That day was March 21, 2013, and the NDP’s Lorraine Michael was attempting to find out whether Premier Kathy Dunderdale had access to the findings of the independent engineer brought in to review the Muskrat Falls hydroelectric project as part of the federal government’s conditions for providing a loan guarantee.

At the time, Muskrat Falls was expected to cost $6.2 billion.

Michael’s question was straightforward: “Does the federal government allow her access to the independent engineer’s reports?”

Natural Resources Minister Tom Marshall’s response sounded reassuring, but it didn’t answer the question:

“Mr. Speaker, the loan guarantee does call for the provision of an independent engineer,” he said. “The independent engineer will be paid for by Nalcor. The independent engineer will make sure on behalf of the people of the province and on behalf of the government of the province that this project proceeds in a robust, fair, economically feasible, and fiscally feasible manner.”

As we now know from testimony at the Muskrat Falls inquiry, Marshall’s answer was dead wrong.

The independent engineer, Nik Agirov, was not working on behalf of the people of the province, but the federal government. Agirov has testified he had no interactions with anyone from the provincial government before the project reached financial close in November 2013.

Before the Liberals get too full of themselves, they should ask themselves this: have they learned any lessons from Muskrat Falls?

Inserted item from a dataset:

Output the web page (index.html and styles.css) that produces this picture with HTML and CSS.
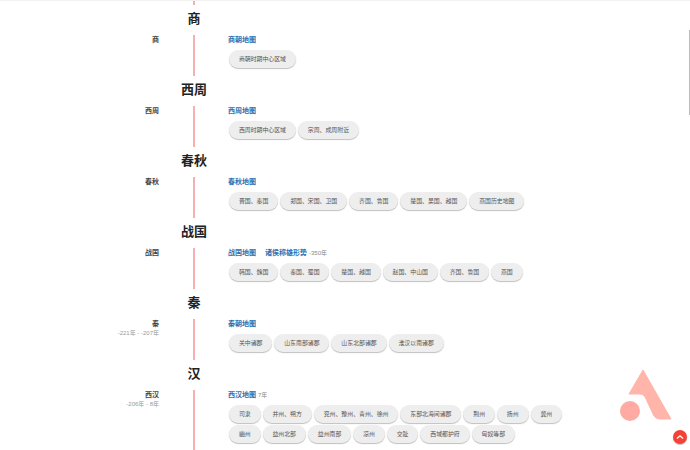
FILE: index.html
```html
<!DOCTYPE html>
<html lang="zh-CN">
<head>
    <meta charset="UTF-8">
    <title>历史地图</title>
    <link rel="stylesheet" href="styles.css">
</head>
<body>
    <div class="timeline">
        <div class="stub"></div>

        <h2 class="era">商</h2>
        <div class="row">
            <div class="when"><b>商</b></div>
            <div class="axis"></div>
            <div class="maps">
                <div class="links"><a href="#">商朝地图</a></div>
                <div class="chips">
                    <span class="chip">商朝时期中心区域</span>
                </div>
            </div>
        </div>

        <h2 class="era">西周</h2>
        <div class="row">
            <div class="when"><b>西周</b></div>
            <div class="axis"></div>
            <div class="maps">
                <div class="links"><a href="#">西周地图</a></div>
                <div class="chips">
                    <span class="chip">西周时期中心区域</span>
                    <span class="chip">宗周、成周附近</span>
                </div>
            </div>
        </div>

        <h2 class="era">春秋</h2>
        <div class="row">
            <div class="when"><b>春秋</b></div>
            <div class="axis"></div>
            <div class="maps">
                <div class="links"><a href="#">春秋地图</a></div>
                <div class="chips">
                    <span class="chip">晋国、秦国</span>
                    <span class="chip">郑国、宋国、卫国</span>
                    <span class="chip">齐国、鲁国</span>
                    <span class="chip">楚国、吴国、越国</span>
                    <span class="chip">燕国历史地图</span>
                </div>
            </div>
        </div>

        <h2 class="era">战国</h2>
        <div class="row">
            <div class="when"><b>战国</b></div>
            <div class="axis"></div>
            <div class="maps">
                <div class="links"><a href="#">战国地图</a><a href="#">诸侯称雄形势</a> <small>-350年</small></div>
                <div class="chips">
                    <span class="chip">韩国、魏国</span>
                    <span class="chip">秦国、蜀国</span>
                    <span class="chip">楚国、越国</span>
                    <span class="chip">赵国、中山国</span>
                    <span class="chip">齐国、鲁国</span>
                    <span class="chip">燕国</span>
                </div>
            </div>
        </div>

        <h2 class="era">秦</h2>
        <div class="row">
            <div class="when"><b>秦</b><small>-221年 - -207年</small></div>
            <div class="axis"></div>
            <div class="maps">
                <div class="links"><a href="#">秦朝地图</a></div>
                <div class="chips">
                    <span class="chip">关中诸郡</span>
                    <span class="chip">山东南部诸郡</span>
                    <span class="chip">山东北部诸郡</span>
                    <span class="chip">淮汉以南诸郡</span>
                </div>
            </div>
        </div>

        <h2 class="era">汉</h2>
        <div class="row row-last">
            <div class="when"><b>西汉</b><small>-206年 - 8年</small></div>
            <div class="axis"></div>
            <div class="maps">
                <div class="links"><a href="#">西汉地图</a> <small>7年</small></div>
                <div class="chips">
                    <span class="chip">司隶</span>
                    <span class="chip">并州、朔方</span>
                    <span class="chip">兖州、豫州、青州、徐州</span>
                    <span class="chip">东部北海间诸郡</span>
                    <span class="chip">荆州</span>
                    <span class="chip">扬州</span>
                    <span class="chip">冀州</span>
                    <span class="chip">幽州</span>
                    <span class="chip">益州北部</span>
                    <span class="chip">益州南部</span>
                    <span class="chip">凉州</span>
                    <span class="chip">交趾</span>
                    <span class="chip">西域都护府</span>
                    <span class="chip">匈奴等部</span>
                </div>
            </div>
        </div>
    </div>

    <div class="scroll-thumb"></div>

    <svg class="logo" width="60" height="60" viewBox="0 0 60 60">
        <path d="M23 1 L9 25 H20 C23 25 25 27 26 30 L33 45 C34 48 37 50 40 50 H51 Z" fill="#ffb5aa" stroke="#ffb5aa" stroke-width="1" stroke-linejoin="round"/>
        <circle cx="10" cy="42" r="10" fill="#ffaaa2"/>
    </svg>

    <a class="to-top" href="#">
        <svg width="8" height="6" viewBox="0 0 8 6"><path d="M1 4.5 L4 1.8 L7 4.5" fill="none" stroke="#fff" stroke-width="1.3"/></svg>
    </a>
</body>
</html>
```

FILE: styles.css
```css
html, body {
    height: 100%;
    overflow: hidden;
}

body {
    margin: 0;
    background-color: #fff;
    color: #333;
    font-family: "Liberation Sans", "Noto Sans CJK SC", sans-serif;
}

.timeline {
    border-top: 1px solid #f2f2f2;
}

.stub {
    width: 2px;
    height: 4px;
    margin-left: 193px;
    background-color: #f7b0b0;
}

.era {
    width: 388px;
    height: 30px;
    margin: 0;
    color: #222;
    font-size: 13px;
    font-weight: bold;
    line-height: 27px;
    text-align: center;
}

.row {
    display: flex;
    height: 41px;
}

.row-last {
    height: 80px;
}

.when {
    display: flex;
    flex-direction: column;
    width: 159px;
    font-size: 7px;
    line-height: 9px;
    text-align: right;
}

.when b {
    color: #444;
}

.when small {
    margin-top: 1px;
    color: #999;
    font-size: 6px;
}

.axis {
    width: 2px;
    margin-left: 34px;
    background-color: #f7b0b0;
}

.maps {
    margin-left: 33px;
}

.links {
    height: 15px;
    font-size: 7px;
    line-height: 9px;
}

.links a {
    margin-right: 9px;
    color: #2a6fb0;
    font-weight: bold;
    text-decoration: none;
}

.links a:has(+ small) {
    margin-right: 0;
}

.links small {
    color: #888;
    font-size: 6px;
}

.chips {
    display: flex;
    flex-wrap: wrap;
    gap: 2px;
    width: 345px;
    margin-left: 1px;
}

.chip {
    height: 18px;
    padding: 0 9.9px;
    border-radius: 9px;
    background-color: #eee;
    box-shadow: 0 1px 1px rgba(0, 0, 0, 0.25);
    color: #555;
    font-size: 5.9px;
    line-height: 18px;
    white-space: nowrap;
}

.scroll-thumb {
    position: fixed;
    top: 30px;
    right: 0;
    width: 1px;
    height: 85px;
    background-color: #bbb;
}

.logo {
    position: fixed;
    left: 620px;
    top: 369px;
}

.to-top {
    position: fixed;
    left: 673px;
    top: 430px;
    display: flex;
    align-items: center;
    justify-content: center;
    width: 14px;
    height: 14px;
    border-radius: 50%;
    background-color: #f44336;
    box-shadow: 0 1px 1px rgba(0, 0, 0, 0.25);
}
```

Would they have been any more diligent?

So, all Michael got in response to her question was political pap, and then a swipe at her party by Premier Dunderdale, who added that day in the House:

“We have been completely open and transparent about this project. We will continue to do so because it is right for the people of Newfoundland and Labrador. It creates the lowest rates for ratepayers. It creates thousands of jobs for Newfoundlanders and Labradorians, something the NDP clearly does not support.”

The point of revisiting this chapter is simple: it illustrates clearly how ill-informed the government was and how it misinformed the public. It also reveals how any attempts to get information on a project whose price tag would balloon grotesquely to $12.7 billion was met with scorn and derision.

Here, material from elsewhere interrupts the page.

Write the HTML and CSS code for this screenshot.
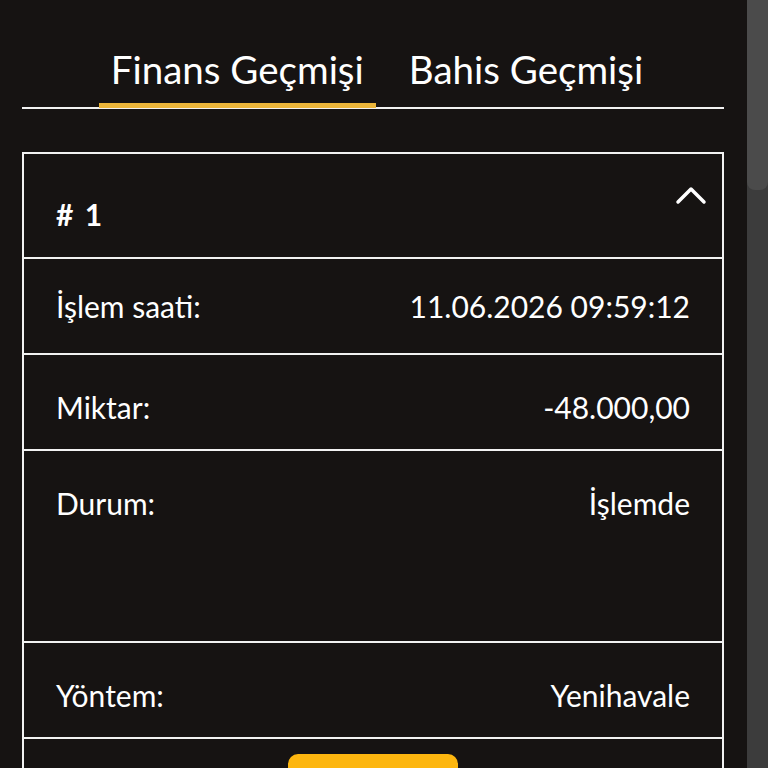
FILE: index.html
```html
<!DOCTYPE html>
<html lang="tr">

<head>
    <meta charset="UTF-8">
    <meta name="viewport" content="width=device-width, initial-scale=1.0">
    <title>Finans Geçmişi</title>
    <link rel="stylesheet" href="styles.css">
</head>

<body>
    <div class="page">
        <!-- Tabs -->
        <nav class="tabs">
            <div class="tab active">Finans Geçmişi</div>
            <div class="tab">Bahis Geçmişi</div>
        </nav>

        <!-- Transaction card -->
        <div class="card">
            <div class="card-head">
                <span class="card-no"># 1</span>
                <svg class="chevron" width="32" height="20" viewBox="0 0 32 20">
                    <path d="M3 17 L16 4 L29 17" fill="none" stroke="#fff" stroke-width="3.5" stroke-linecap="round" stroke-linejoin="round"/>
                </svg>
            </div>
            <div class="row first">
                <span>İşlem saati:</span>
                <span>11.06.2026 09:59:12</span>
            </div>
            <div class="row">
                <span>Miktar:</span>
                <span>-48.000,00</span>
            </div>
            <div class="row tall">
                <span>Durum:</span>
                <span>İşlemde</span>
            </div>
            <div class="row">
                <span>Yöntem:</span>
                <span>Yenihavale</span>
            </div>
            <div class="row-action">
                <button class="cancel-btn">İptal</button>
            </div>
        </div>
    </div>

    <!-- fake scrollbar -->
    <div class="scrollbar"><div class="thumb"></div></div>
</body>

</html>
```

FILE: styles.css
```css
body {
    margin: 0;
    background-color: #161312;
    font-family: Lato, "Noto Sans", sans-serif;
    color: #fff;
    overflow: hidden;
}

.page {
    width: 702px;
    padding: 0 23px 0 22px;
}

.tabs {
    display: flex;
    justify-content: center;
    gap: 21px;
    padding-top: 43px;
    border-bottom: 2px solid #f2f2f2;
    padding-left: 8px;
}

.tab {
    font-size: 38.5px;
    line-height: 52px;
    padding: 0 12px 8px;
    border-bottom: 5px solid transparent;
    margin-bottom: -1px;
}

.tab.active {
    border-bottom-color: #ecb63a;
}

.card {
    margin-top: 43px;
    border: 2px solid #f2f2f2;
}

.card-head {
    height: 103px;
    display: flex;
    justify-content: space-between;
    padding: 0 15px 0 32px;
    border-bottom: 2px solid #f2f2f2;
}

.card-no {
    font-size: 30px;
    font-weight: 700;
    line-height: 30px;
    padding-top: 45px;
    word-spacing: 4px;
}

.chevron {
    margin-top: 31px;
}

.row {
    display: flex;
    justify-content: space-between;
    height: 94px;
    padding: 0 32px;
    font-size: 30px;
    line-height: 104px;
    border-bottom: 2px solid #f2f2f2;
}

.row.first {
    line-height: 94px;
}

.row.tall {
    height: 190px;
}

.row-action {
    display: flex;
    justify-content: center;
    padding: 15px 0;
}

.cancel-btn {
    width: 170px;
    height: 60px;
    border: none;
    border-radius: 10px;
    background-color: #fdb60f;
    color: #161312;
    font-family: Lato, sans-serif;
    font-size: 26px;
    font-weight: 700;
}

.scrollbar {
    position: fixed;
    top: 0;
    right: 0;
    width: 21px;
    height: 100%;
    background-color: #3c3c3c;
}

.thumb {
    height: 190px;
    background-color: #4b4b4b;
    border-radius: 0 0 8px 8px;
}
```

And so I ask you: is this the type of governance you want or deserve?

The provincial Liberals are likely gleeful as revelations spill out of the inquiry, but they have no right to be smug. It was a Tory government then but could have just as easily been Liberal. Red, blue — it’s the type of governance this province has traditionally been plagued with; more about winning votes and scoring points and keeping power, and less about vigilance over the public purse and good stewardship.

Before the Liberals get too full of themselves, they should ask themselves this: have they learned any lessons from Muskrat Falls? Would they have been any more diligent?

As a reporter commented to me after seeing a hotel ballroom full of Liberals clapping like trained seals Monday evening at the Atlantic Accord announcement: wouldn’t you love to know how many of them had actually read the document? How many actually knew what they were clapping for?

I read Thursday’s throne speech with a tired sense of déjà vu.

It contained the usual clichés about our tenacity as people, clinging as we are to the ragged sides of barren cliffs in a rugged land where people of less fortitude could never prosper. It’s a self-styled myth that, in my opinion, gives governments an out.

“While our province faces challenges at times, it is through determination, hard work, and perseverance that we succeed and prosper,” it said.

Perhaps a more truthful version would have been this: while our province faces challenges at times, often through bad governance and mismanagement, we somehow manage to hang on, and hope — despite Muskrat Falls — we can keep roofs over our heads.

The speech ends with a benediction to members the House of Assembly: “I invoke God’s blessing upon you as you commence this new Session. May Divine Providence guide you in your deliberation.”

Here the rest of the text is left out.